Mi Julio en agosto... todo el año.

Su voz diferente, su acento marcado, la erre imposible, la mirada y cara de niño, la barba de los años, el pelo de lado, mi total desconocimiento de cómo era en alguna realidad que existió antes de siquiera ser pensada. Me enloquece su literatura, me envuelve lo que veo y así me contagio el amor. Me enamora leerlo aunque le desconozca por completo. Morelliano, tan cínico y moralista ese Horacio... o un tal Lucas. Perseguidor de mundos, de sonidos, relator de sueños, aquel flaco del pulover verde para pasear por esa ciudad donde el amor se llama con todos los nombres he visitado París tantas veces como he leído Rayuela. Mis ochenta mundos son sus páginas.

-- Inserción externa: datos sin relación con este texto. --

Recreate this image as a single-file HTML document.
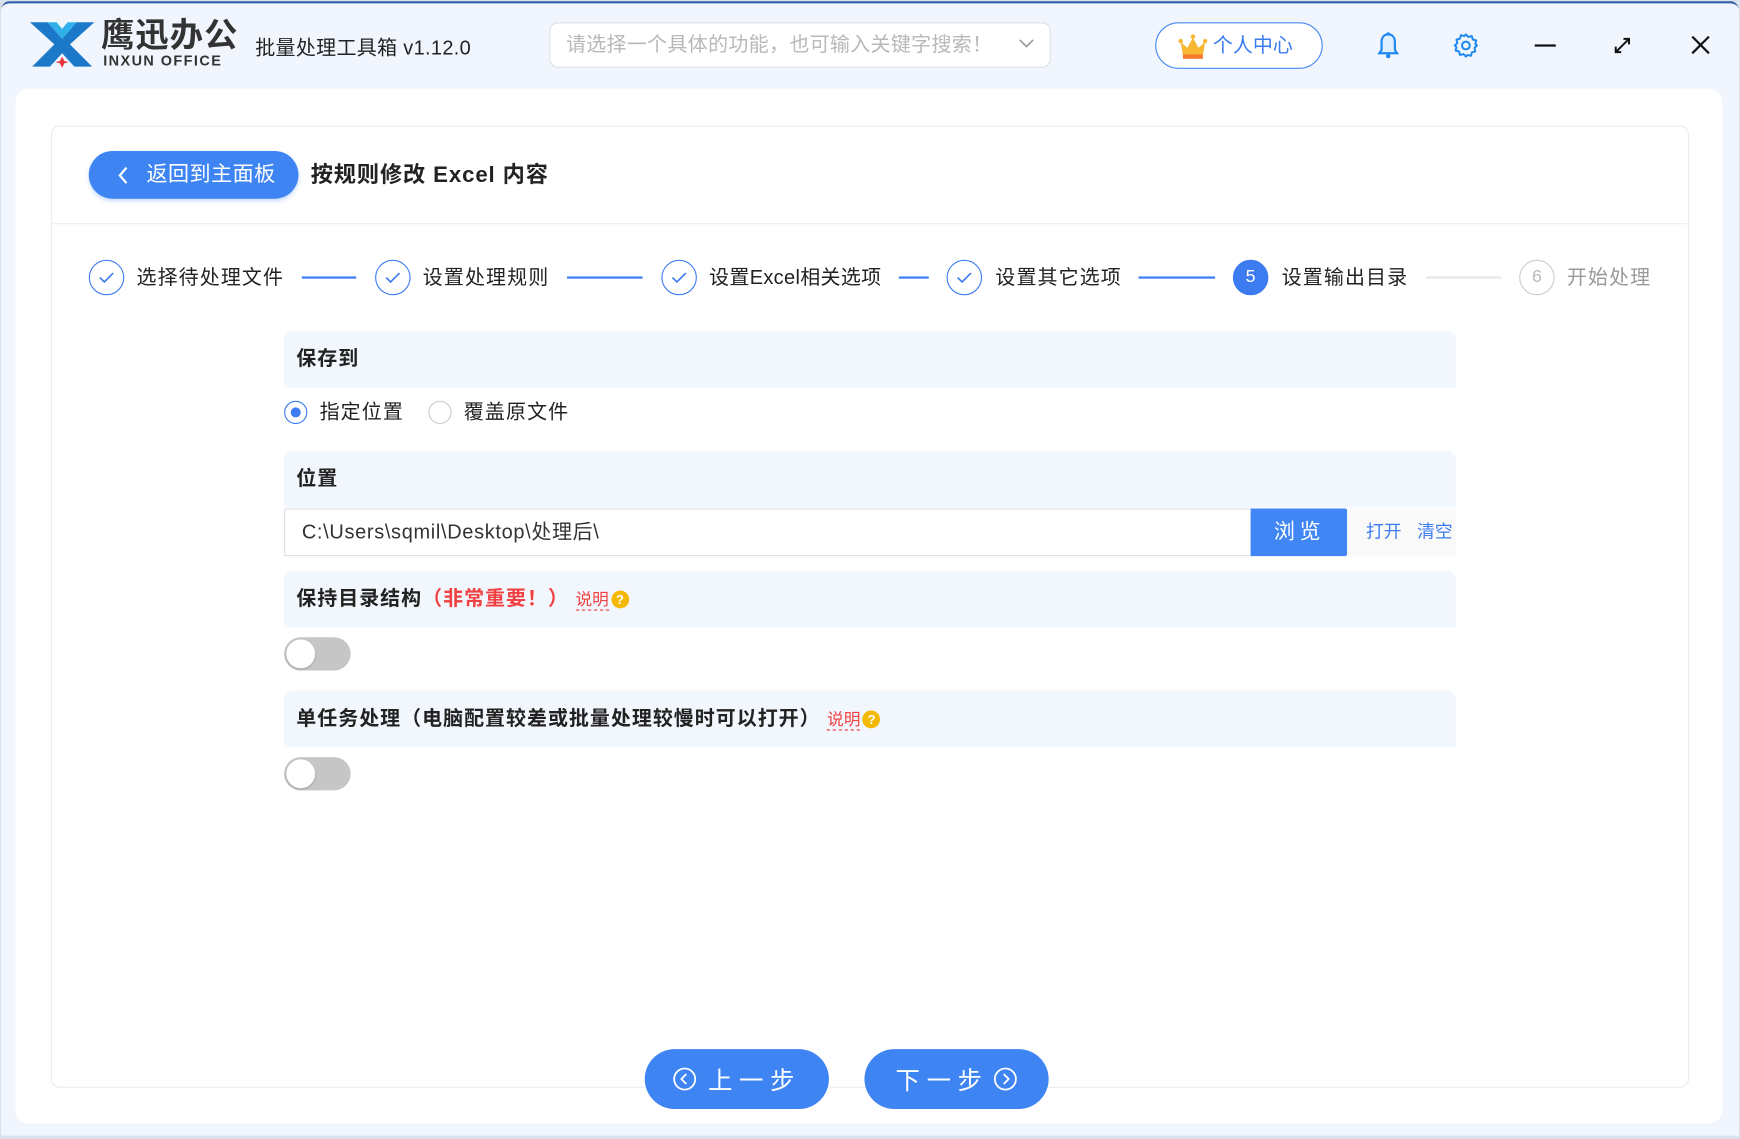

A deshoras, yo ni conocía a ninguna Glenda, hágame usted el favor. El enormísimo cronopio, en sus palabras, cubierto por ese triste nombre inglés, «el boom» que le dijeron. Yo no sé si andaba sin buscarlo para encontrarlo o como sea; lo que sé es que lo encontré y que nunca sería capaz de dejarlo. Sinceramente no se me ocurre mi poquita vida sin la casualidad de haberlo leído. Leerle y releerle, aunque siempre es lo mismo, siempre será diferente. Hablo de mí porque no me atrevo a hablar de él, soy nada frente a tanto: mi medio mundo. Hablo del encanto de sus palabras tan magas porque aunque sea yo nadie, en alguna parte del no-tiempo, no-espacio -evocando una frase de Galeano que yo la ajusto a él-, para que vea, Julio, lo vivo que está.